Selbst wenn der Wert der Krypto-Währungen stabil wäre, könnten diese dem Schweizer Franken aber nicht den Rang ablaufen. In stabilen Ländern verfügen existierende Währungen über enorme Netzwerkeffekte. Weil der Wert der Währung davon abhängt, wie viele potenzielle Zahlungspartner diese nutzen, führt der Netzwerk-Druck dazu, dass man sich innerhalb einer Volkswirtschaft auf ein dominantes Zahlungsmittel einigt, um die Transaktionskosten niedrig zu halten. Weil die Staatsquote in westlichen Ländern deutlich mehr als einen Drittel der Wirtschaftsleistung ausmacht, setzt der öffentliche Sektor einen entscheidenden Anker. Für die Frage, welche Währung sich durchsetzt, ist relevant, welche der Staat selber nutzt oder zur Zahlung der Steuern akzeptiert. Ausnahmen sind nur bei grossen Verwerfungen, beispielsweise bei Hyperinflationen, zu beobachten.

Ein Krypto-Franken drängt sich für die Schweiz nicht auf. (Avenir Suisse)

Der Franken wird also in nächster Zukunft nicht durch Bitcoin und Co ersetzt werden, doch warum sollte die SNB nicht trotzdem einen eigenen E- oder Krypto-Franken schaffen? Immerhin haben einige Zentralbanken (wie z.B. Schweden mit der e-krona) bereits solche Projekte lanciert.
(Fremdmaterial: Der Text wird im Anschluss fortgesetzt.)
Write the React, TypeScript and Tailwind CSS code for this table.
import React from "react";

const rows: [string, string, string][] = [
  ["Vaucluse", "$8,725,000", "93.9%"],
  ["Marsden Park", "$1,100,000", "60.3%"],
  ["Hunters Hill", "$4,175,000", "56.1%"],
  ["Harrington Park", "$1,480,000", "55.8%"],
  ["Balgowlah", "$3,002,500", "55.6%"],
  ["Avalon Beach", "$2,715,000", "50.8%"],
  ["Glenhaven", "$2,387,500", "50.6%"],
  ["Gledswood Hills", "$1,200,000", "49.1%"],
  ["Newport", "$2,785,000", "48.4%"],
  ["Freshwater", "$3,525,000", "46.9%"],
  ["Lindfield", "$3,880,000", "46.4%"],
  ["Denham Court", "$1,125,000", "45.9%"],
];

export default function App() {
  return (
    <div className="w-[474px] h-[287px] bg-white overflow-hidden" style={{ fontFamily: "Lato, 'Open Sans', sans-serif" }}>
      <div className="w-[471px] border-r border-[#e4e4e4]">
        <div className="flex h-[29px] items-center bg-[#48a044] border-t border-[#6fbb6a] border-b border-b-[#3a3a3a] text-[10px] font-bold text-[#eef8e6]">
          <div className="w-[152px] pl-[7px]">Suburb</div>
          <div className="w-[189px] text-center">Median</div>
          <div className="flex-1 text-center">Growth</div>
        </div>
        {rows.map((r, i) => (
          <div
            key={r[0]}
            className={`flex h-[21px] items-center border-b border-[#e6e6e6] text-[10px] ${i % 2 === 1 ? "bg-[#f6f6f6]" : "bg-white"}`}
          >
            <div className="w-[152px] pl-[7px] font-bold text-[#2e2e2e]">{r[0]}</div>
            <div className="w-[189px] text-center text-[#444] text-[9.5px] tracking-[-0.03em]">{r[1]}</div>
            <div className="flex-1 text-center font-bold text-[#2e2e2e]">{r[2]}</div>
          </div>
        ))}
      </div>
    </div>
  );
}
Diese scheinen allerdings eher mit der Verdrängung von Bargeld motiviert denn durch geldpolitische Notwendigkeit.

Keine geldpolitische Notwendigkeit

Erstens wird die Nachfrage nach Digitalgeld genügend durch den Privatsektor gedeckt, man denke an bekannte Formen wie Kontokorrente oder Innovationen, die das bargeldlose Zahlen via Handy erlauben. Die Innovationstätigkeit auf diesem Gebiet ist hoch. In einem Land mit funktionierendem Finanzsektor gibt es keine geldpolitische Notwendigkeit, digitales Notenbankgeld durch die Zentralbank anzubieten.
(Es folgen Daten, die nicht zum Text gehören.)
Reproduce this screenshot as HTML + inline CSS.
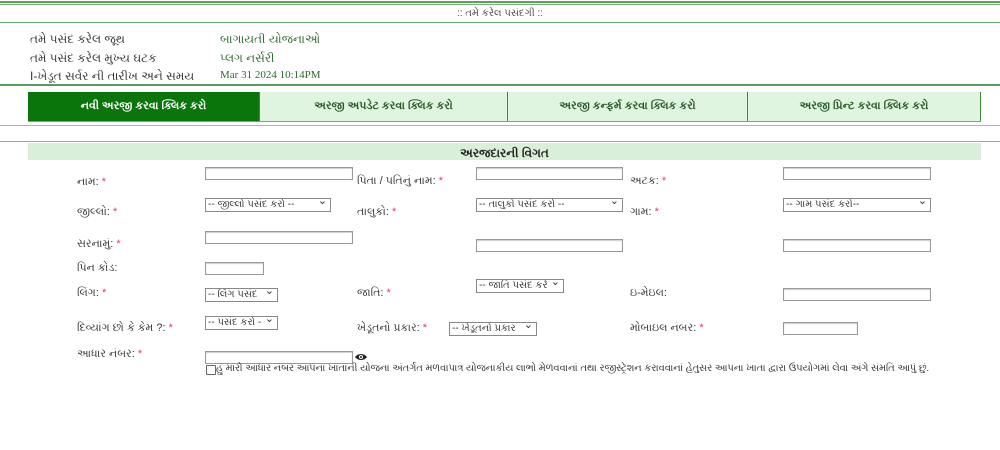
<!DOCTYPE html>
<html><head><meta charset="utf-8"><style>
body{margin:0;width:1000px;height:450px;background:#fff;font-family:"Liberation Sans","Noto Sans CJK SC",sans-serif;position:relative;overflow:hidden;color:#222}
.a{position:absolute;white-space:nowrap}
.l{font-size:11px;color:#333}
.r{color:#e0405a}
.in{position:absolute;border:1px solid #999;background:#fff;height:11px;box-shadow:inset 0 1px 1px #ccc}
.sel{position:absolute;border:1px solid #888;background:#fff;height:12px;font-size:10px;line-height:12px;color:#333;padding-left:2px;box-sizing:content-box;overflow:hidden}
.sel:after{content:"⌄";position:absolute;right:3px;top:-4px;font-size:11px;background:#fff}
.hl{position:absolute;left:0;width:1000px}
.tab{position:absolute;top:92px;height:29px;line-height:29px;text-align:center;font-size:11px;font-weight:bold;background:#dff5df;color:#2a5a2a;border-left:1px solid #3a8a3a;box-sizing:border-box}
</style></head><body>
<div class="hl" style="top:1px;height:2px;background:#5aa55a"></div>
<div class="hl" style="top:4px;height:1px;background:#7ab87a"></div>
<div class="a" style="left:0;width:1000px;text-align:center;top:8px;font-size:10px;color:#444">:: તમે કરેલ પસંદગી ::</div>
<div class="hl" style="top:22px;height:1px;background:#6aa86a"></div>
<div class="a l" style="left:30px;top:32px;font-size:12px">તમે પસંદ કરેલ જૂથ</div>
<div class="a l" style="left:30px;top:51px;font-size:12px">તમે પસંદ કરેલ મુખ્ય ઘટક</div>
<div class="a l" style="left:30px;top:69px;font-size:12px">I-ખેડૂત સર્વર ની તારીખ અને સમય</div>
<div class="a" style="left:220px;top:32px;font-size:12px;color:#2e6b2e">બાગાયતી યોજનાઓ</div>
<div class="a" style="left:220px;top:51px;font-size:12px;color:#2e6b2e">પ્લગ નર્સરી</div>
<div class="a" style="left:220px;top:69px;font-size:11px;color:#2e6b2e;font-family:'Liberation Serif',serif">Mar 31 2024 10:14PM</div>
<div class="hl" style="top:84px;height:2px;background:#5a9a5a"></div>
<div class="tab" style="left:28px;width:231px;background:#0a750a;color:#fff;border:none">નવી અરજી કરવા ક્લિક કરો</div>
<div class="tab" style="left:259px;width:248px">અરજી અપડેટ કરવા ક્લિક કરો</div>
<div class="tab" style="left:507px;width:240px">અરજી કન્ફર્મ કરવા ક્લિક કરો</div>
<div class="tab" style="left:747px;width:234px;border-right:1px solid #3a8a3a">અરજી પ્રિન્ટ કરવા ક્લિક કરો</div>
<div class="a" style="left:28px;top:121px;width:953px;height:1px;background:#7aaa7a"></div>
<div class="hl" style="top:125px;height:1px;background:#9ac29a"></div>
<div class="hl" style="top:141px;height:1px;background:#8ab88a"></div>
<div class="a" style="left:28px;top:143px;width:953px;height:17px;background:#d9efd9;text-align:center;font-size:12px;font-weight:bold;line-height:20px;color:#222">અરજદારની વિગત</div>

<div class="a l" style="left:77px;top:176px">નામ: <span class="r">*</span></div>
<div class="in" style="left:205px;top:167px;width:146px"></div>
<div class="a l" style="left:357px;top:175px">પિતા / પતિનું નામ: <span class="r">*</span></div>
<div class="in" style="left:476px;top:167px;width:145px"></div>
<div class="a l" style="left:630px;top:175px">અટક: <span class="r">*</span></div>
<div class="in" style="left:783px;top:167px;width:146px"></div>

<div class="a l" style="left:77px;top:206px">જીલ્લો: <span class="r">*</span></div>
<div class="sel" style="left:205px;top:198px;width:122px">-- જીલ્લો પસંદ કરો --</div>
<div class="a l" style="left:357px;top:206px">તાલુકો: <span class="r">*</span></div>
<div class="sel" style="left:476px;top:198px;width:143px">-- તાલુકો પસંદ કરો --</div>
<div class="a l" style="left:630px;top:206px">ગામ: <span class="r">*</span></div>
<div class="sel" style="left:783px;top:198px;width:144px">-- ગામ પસંદ કરો--</div>

<div class="a l" style="left:77px;top:238px">સરનામું: <span class="r">*</span></div>
<div class="in" style="left:205px;top:231px;width:146px"></div>
<div class="in" style="left:476px;top:239px;width:145px"></div>
<div class="in" style="left:783px;top:239px;width:146px"></div>

<div class="a l" style="left:77px;top:262px">પિન કોડ:</div>
<div class="in" style="left:205px;top:262px;width:57px"></div>

<div class="a l" style="left:77px;top:287px">લિંગ: <span class="r">*</span></div>
<div class="sel" style="left:205px;top:288px;width:69px">-- લિંગ પસંદ</div>
<div class="a l" style="left:357px;top:287px">જાતિ: <span class="r">*</span></div>
<div class="sel" style="left:476px;top:279px;width:84px">-- જાતિ પસંદ કરે</div>
<div class="a l" style="left:630px;top:287px">ઇ-મેઇલ:</div>
<div class="in" style="left:783px;top:288px;width:146px"></div>

<div class="a l" style="left:77px;top:322px">દિવ્યાંગ છો કે કેમ ?: <span class="r">*</span></div>
<div class="sel" style="left:205px;top:316px;width:69px">-- પસંદ કરો -</div>
<div class="a l" style="left:357px;top:322px">ખેડૂતનો પ્રકાર: <span class="r">*</span></div>
<div class="sel" style="left:449px;top:322px;width:84px">-- ખેડૂતનો પ્રકાર</div>
<div class="a l" style="left:630px;top:322px">મોબાઇલ નંબર: <span class="r">*</span></div>
<div class="in" style="left:783px;top:322px;width:73px"></div>

<div class="a l" style="left:77px;top:348px">આધાર નંબર: <span class="r">*</span></div>
<div class="in" style="left:205px;top:351px;width:146px"></div>
<svg class="a" style="left:355px;top:353px" width="12" height="8" viewBox="0 0 12 8"><path d="M0 4C3 0 9 0 12 4C9 8 3 8 0 4Z" fill="#222"/><circle cx="6" cy="4" r="2" fill="#fff"/><circle cx="6" cy="4" r="1" fill="#222"/></svg>
<div class="a" style="left:206px;top:365px;width:8px;height:8px;border:1px solid #666;border-radius:1px"></div>
<div class="a l" style="left:216px;top:363px;font-size:9.8px">હું મારો આધાર નંબર આપના ખાતાની યોજના અંતર્ગત મળવાપાત્ર યોજનાકીય લાભો મેળવવાનાં તથા રજીસ્ટ્રેશન કરાવવાનાં હેતુસર આપના ખાતા દ્વારા ઉપયોગમાં લેવા અંગે સંમતિ આપું છું.</div>
</body></html>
Zweitens stünde es den Geschäftsbanken frei, Konten mit voller Deckung durch Zentralbankgeld (also mit einer Art «E-Franken») anzubieten. Während die Vollgeldinitiative diese Form zum einzigen legalen Standard erheben möchte, kann aus dem Fehlen eines solchen Angebots geschlossen werden, dass keine genügende Nachfrage für solche Konten existiert. Der Grund hierfür ist wahrscheinlich, dass die Kosten für den Endkunden relativ zum Risikoschutz zu hoch wären. Ausserdem sind die Risiken durch die Einlagensicherung und expliziten oder impliziten Staatsgarantien bereits zu einem beträchtlichen Teil gedeckt. Ein teurer Infrastrukturausbau durch die SNB ist darum nicht sinnvoll.
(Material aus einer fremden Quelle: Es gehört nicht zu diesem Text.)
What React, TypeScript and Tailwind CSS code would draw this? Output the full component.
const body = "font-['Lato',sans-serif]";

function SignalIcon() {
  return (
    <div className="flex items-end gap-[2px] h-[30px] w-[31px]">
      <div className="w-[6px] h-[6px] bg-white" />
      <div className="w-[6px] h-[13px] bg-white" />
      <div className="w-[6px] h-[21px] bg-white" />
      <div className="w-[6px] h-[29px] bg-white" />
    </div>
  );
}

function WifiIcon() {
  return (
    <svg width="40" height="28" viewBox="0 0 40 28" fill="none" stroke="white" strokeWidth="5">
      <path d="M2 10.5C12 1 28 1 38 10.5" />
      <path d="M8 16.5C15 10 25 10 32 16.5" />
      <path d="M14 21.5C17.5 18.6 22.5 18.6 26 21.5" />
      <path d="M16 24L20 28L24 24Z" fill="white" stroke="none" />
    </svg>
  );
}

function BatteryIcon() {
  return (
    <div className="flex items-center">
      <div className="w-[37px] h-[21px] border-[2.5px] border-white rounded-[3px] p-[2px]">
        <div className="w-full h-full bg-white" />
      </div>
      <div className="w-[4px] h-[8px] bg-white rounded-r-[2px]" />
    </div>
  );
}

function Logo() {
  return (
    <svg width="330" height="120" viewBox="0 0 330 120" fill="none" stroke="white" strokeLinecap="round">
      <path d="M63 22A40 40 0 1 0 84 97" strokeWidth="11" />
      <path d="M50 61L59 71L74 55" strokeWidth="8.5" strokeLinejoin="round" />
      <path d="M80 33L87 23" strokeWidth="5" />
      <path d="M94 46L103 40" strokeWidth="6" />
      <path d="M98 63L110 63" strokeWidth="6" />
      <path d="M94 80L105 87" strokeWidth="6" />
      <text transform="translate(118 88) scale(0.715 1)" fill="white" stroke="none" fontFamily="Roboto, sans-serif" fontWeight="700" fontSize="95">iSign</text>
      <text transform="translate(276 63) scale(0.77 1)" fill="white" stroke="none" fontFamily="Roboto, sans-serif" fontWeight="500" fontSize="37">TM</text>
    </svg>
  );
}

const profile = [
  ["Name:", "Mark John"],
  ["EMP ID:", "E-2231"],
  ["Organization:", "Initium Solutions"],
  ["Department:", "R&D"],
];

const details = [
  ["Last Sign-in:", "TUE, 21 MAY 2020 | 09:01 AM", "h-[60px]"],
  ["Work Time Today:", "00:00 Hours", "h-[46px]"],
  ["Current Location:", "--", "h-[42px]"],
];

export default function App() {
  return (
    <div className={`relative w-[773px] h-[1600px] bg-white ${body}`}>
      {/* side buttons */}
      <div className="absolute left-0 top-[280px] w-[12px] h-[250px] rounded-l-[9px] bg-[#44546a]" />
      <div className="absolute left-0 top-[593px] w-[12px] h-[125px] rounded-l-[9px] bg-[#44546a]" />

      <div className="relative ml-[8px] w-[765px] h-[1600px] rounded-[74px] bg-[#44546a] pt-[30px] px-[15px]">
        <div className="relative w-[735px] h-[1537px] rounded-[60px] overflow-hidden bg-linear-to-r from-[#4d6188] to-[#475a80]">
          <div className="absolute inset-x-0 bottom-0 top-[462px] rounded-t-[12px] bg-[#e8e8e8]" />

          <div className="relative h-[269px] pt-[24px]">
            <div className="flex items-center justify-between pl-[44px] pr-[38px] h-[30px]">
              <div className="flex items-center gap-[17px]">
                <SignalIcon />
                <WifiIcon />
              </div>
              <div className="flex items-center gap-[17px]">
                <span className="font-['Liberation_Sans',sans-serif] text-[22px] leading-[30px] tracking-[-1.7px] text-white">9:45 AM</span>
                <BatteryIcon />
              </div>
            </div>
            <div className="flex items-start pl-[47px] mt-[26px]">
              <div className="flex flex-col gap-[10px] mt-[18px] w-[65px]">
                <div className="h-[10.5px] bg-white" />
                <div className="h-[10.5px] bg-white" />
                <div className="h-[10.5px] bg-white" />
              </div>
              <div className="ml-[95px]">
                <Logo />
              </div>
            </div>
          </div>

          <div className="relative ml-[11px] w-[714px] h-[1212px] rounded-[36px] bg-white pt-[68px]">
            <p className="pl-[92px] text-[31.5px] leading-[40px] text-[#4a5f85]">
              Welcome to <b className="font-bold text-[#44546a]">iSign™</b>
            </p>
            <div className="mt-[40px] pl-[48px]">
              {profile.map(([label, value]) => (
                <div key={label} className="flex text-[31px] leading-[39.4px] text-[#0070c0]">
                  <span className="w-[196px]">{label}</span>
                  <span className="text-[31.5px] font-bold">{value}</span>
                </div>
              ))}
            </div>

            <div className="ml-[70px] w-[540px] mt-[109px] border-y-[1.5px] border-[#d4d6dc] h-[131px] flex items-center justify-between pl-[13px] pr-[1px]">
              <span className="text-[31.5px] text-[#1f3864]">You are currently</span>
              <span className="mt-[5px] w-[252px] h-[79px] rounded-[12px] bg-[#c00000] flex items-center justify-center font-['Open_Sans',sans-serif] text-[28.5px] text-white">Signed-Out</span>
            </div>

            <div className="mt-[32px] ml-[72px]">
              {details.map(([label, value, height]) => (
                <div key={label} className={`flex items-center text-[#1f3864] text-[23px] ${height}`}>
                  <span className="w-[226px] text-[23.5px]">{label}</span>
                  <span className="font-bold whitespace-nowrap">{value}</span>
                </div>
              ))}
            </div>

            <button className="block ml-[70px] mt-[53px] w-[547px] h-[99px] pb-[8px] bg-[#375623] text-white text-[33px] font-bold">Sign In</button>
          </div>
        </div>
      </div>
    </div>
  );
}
Schliesslich beisst sich die dezentrale Konzeption der Krypto-Währungen mit dem Wesen einer «Zentral»-Bank. Das Vertrauen in die Krypto-Währungen basiert auf der Idee, dass sie nicht unbegrenzt vermehrt werden können, und darauf, dass Transaktionen auf mehreren unabhängigen Rechnern protokolliert werden, um Missbrauch zu verhindern. Eine Zentralbank will hingegen die Geldmenge zentral kontrollieren.

Ausreichendes Instrumentarium

Die Nationalbank verfügt auch in der Zeit von Krypto-Währungen über das ausreichende Instrumentarium, um ihre Geldpolitik umzusetzen. Einen digitalen SNB-Franken braucht es hierfür nicht. Die Krypto-Währungen haben – im Gegensatz zur Technologie des Blockchain – nur limitiertes Potenzial. Und schliesslich wäre es schon fragwürdig, wenn die Schweiz mit ihrem starken Finanzsektor nur dank der SNB zum Hub für Blockchain-Anwendungen gemacht werden könnte.

Dieser Beitrag ist unter dem Titel «Die Schweiz braucht keinen Krypto-Franken» in der «Neuen Zürcher Zeitung» vom 17. Februar 2018 erschienen.